Developers began to use provisioning software to access virtual machines. QA departments were transformed into software developers and overseers of automated tests. Static code analysis tools were used to determine if software would work as intended.
What was once a collection of distinct disciplines is now a mass of software development practitioners. Modern software developers needed skills far beyond the ability to code. The full-stack developer was born.
For the work that was yet to be automated, managers needed a global view of their environment so that developers could be assigned the correct tasks in an orderly way.
The real-time big picture
But today, information about that global view once closely held by project managers or department heads is made available instantly to developers. For instance, a technology such as Language Server Protocol (LSP) can deliver runtime performance information about code in production directly to a developer's IDE at "line of code" granularity.
When a developer installs certain LSP-enhanced extensions, they can go to a line of code in Visual Studio Code and see how that line of code performs in the most recent production environment. This immediacy can change how developers think about their work.
Since the developer can now see the totality of the information, here's where it raises issues about power in corporate governance, and where power should sit in the software development hierarchy. More to the point, should developers hold more power to make decisions?
A question of developer responsibilities
On one hand, you have the perspective of business theorist Peter Drucker. He asserts that the front-line contributor is the most expert about the tasks at hand, so let them do what they need to do. After all, you wouldn't want a hospital administrator to dictate to a brain surgeon how to perform brain surgery. On the other hand, you wouldn't want a brain surgeon to negotiate a labor contract with a healthcare worker's labor union.
Still, as access to information increases, developer responsibilities will only grow in kind. At some point, every company that makes software will have to come to terms with the developer power and scope question. Power without constraint is chaos.
My answer to the question is that developers should have as much power as possible. Progressive organizations understand that when you push power down as close as possible to the contributor, it creates an efficiency similar to a restaurant server bringing a customer a soda.
But this shift then leads to another question: What's to become of the manager?
Redefine the role of management
In a software development world, managers must move away from the command and control mindset and focus on observing operational activities and controlling access to the enterprise's resources. Access resource control can be as trivial as limiting the number of VMs a developer can use for development purposes to something as significant as access to a paycheck. If the developer is responsible and competent, they need to have the resources to do what they think needs to be done.
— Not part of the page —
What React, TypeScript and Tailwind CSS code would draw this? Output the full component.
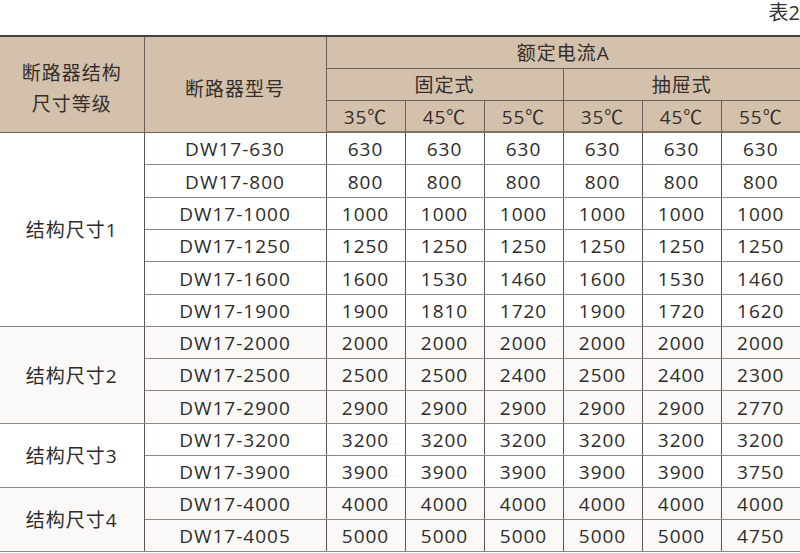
import React from "react";

const rows: { model: string; vals: string[]; h: number }[] = [
  { model: "DW17-630", vals: ["630", "630", "630", "630", "630", "630"], h: 32 },
  { model: "DW17-800", vals: ["800", "800", "800", "800", "800", "800"], h: 33 },
  { model: "DW17-1000", vals: ["1000", "1000", "1000", "1000", "1000", "1000"], h: 32 },
  { model: "DW17-1250", vals: ["1250", "1250", "1250", "1250", "1250", "1250"], h: 32 },
  { model: "DW17-1600", vals: ["1600", "1530", "1460", "1600", "1530", "1460"], h: 33 },
  { model: "DW17-1900", vals: ["1900", "1810", "1720", "1900", "1720", "1620"], h: 32 },
  { model: "DW17-2000", vals: ["2000", "2000", "2000", "2000", "2000", "2000"], h: 32 },
  { model: "DW17-2500", vals: ["2500", "2500", "2400", "2500", "2400", "2300"], h: 32 },
  { model: "DW17-2900", vals: ["2900", "2900", "2900", "2900", "2900", "2770"], h: 33 },
  { model: "DW17-3200", vals: ["3200", "3200", "3200", "3200", "3200", "3200"], h: 32 },
  { model: "DW17-3900", vals: ["3900", "3900", "3900", "3900", "3900", "3750"], h: 32 },
  { model: "DW17-4000", vals: ["4000", "4000", "4000", "4000", "4000", "4000"], h: 32 },
  { model: "DW17-4005", vals: ["5000", "5000", "5000", "5000", "5000", "4750"], h: 32 },
];

const groups: { start: number; span: number; label: string; shaded: boolean }[] = [
  { start: 0, span: 6, label: "结构尺寸1", shaded: false },
  { start: 6, span: 3, label: "结构尺寸2", shaded: true },
  { start: 9, span: 2, label: "结构尺寸3", shaded: false },
  { start: 11, span: 2, label: "结构尺寸4", shaded: true },
];

function groupOf(i: number) {
  return groups.find((g) => i >= g.start && i < g.start + g.span)!;
}

export default function App() {
  const font = { fontFamily: '"Open Sans", "Noto Sans CJK SC", sans-serif' };
  const th =
    "border-x border-y border-[#6b605a] bg-[#d3c1ab] text-center font-normal text-[19px] leading-none text-[#332e2b] pt-[3px] p-0 tracking-[1px]";
  const td =
    "border-y border-y-[#8d8782] border-x border-x-[#5c5553] text-center text-[19px] leading-none text-[#2e2b2a] pt-[3px] p-0 tracking-[1px]";
  return (
    <div className="w-[800px] h-[553px] bg-white overflow-hidden" style={font}>
      <div className="h-[35px] flex justify-end items-start pt-[3px] text-[20px] leading-none text-[#333]">
        表2
      </div>
      <table className="w-[800px] table-fixed border-collapse border-t-2 border-t-[#4a4240]">
        <colgroup>
          <col className="w-[144px]" />
          <col className="w-[182px]" />
          <col className="w-[79px]" />
          <col className="w-[79px]" />
          <col className="w-[79px]" />
          <col className="w-[79px]" />
          <col className="w-[79px]" />
          <col className="w-[79px]" />
        </colgroup>
        <thead>
          <tr className="h-[32px]">
            <th rowSpan={3} className={`${th} border-l-0 pt-[10px]`}>
              <div className="leading-[31px]">
                断路器结构
                <br />
                尺寸等级
              </div>
            </th>
            <th rowSpan={3} className={`${th} pt-[10px]`}>
              断路器型号
            </th>
            <th colSpan={6} className={`${th} border-r-0`}>
              额定电流A
            </th>
          </tr>
          <tr className="h-[32px]">
            <th colSpan={3} className={th}>
              固定式
            </th>
            <th colSpan={3} className={`${th} border-r-0`}>
              抽屉式
            </th>
          </tr>
          <tr className="h-[32px]">
            {["35℃", "45℃", "55℃", "35℃", "45℃"].map((t, i) => (
              <th key={i} className={`${th} border-b-2 border-b-[#7d6f66]`}>
                {t}
              </th>
            ))}
            <th className={`${th} border-b-2 border-b-[#7d6f66] border-r-0`}>55℃</th>
          </tr>
        </thead>
        <tbody>
          {rows.map((r, i) => {
            const g = groupOf(i);
            const bg = g.shaded ? "bg-[#faf9f7]" : "bg-white";
            return (
              <tr key={r.model} className={bg} style={{ height: r.h }}>
                {i === g.start && (
                  <td rowSpan={g.span} className={`${td} border-l-0`}>
                    {g.label}
                  </td>
                )}
                <td className={td}>{r.model}</td>
                {r.vals.map((v, j) => (
                  <td key={j} className={`${td} ${j === 5 ? "border-r-0" : ""}`}>
                    {v}
                  </td>
                ))}
              </tr>
            );
          })}
        </tbody>
      </table>
    </div>
  );
}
If a developer were to fail in their tasks or exercise poor judgement, management's role would be to cut back resource access and constrain the disgruntled developer accordingly.
With great power comes...
As developer responsibilities expand to encompass more access to the software development lifecycle, the considerate use of that information will become an aspect of their professional competency. Management's role shifts to one of true overseer -- ensuring that developers use their power wisely.
Ultimately, it will be the individual contributors that will call the shots. As such, developer responsibilities will go beyond the lines of code they write. They must exhibit the maturity and wisdom to use power in a responsible manner.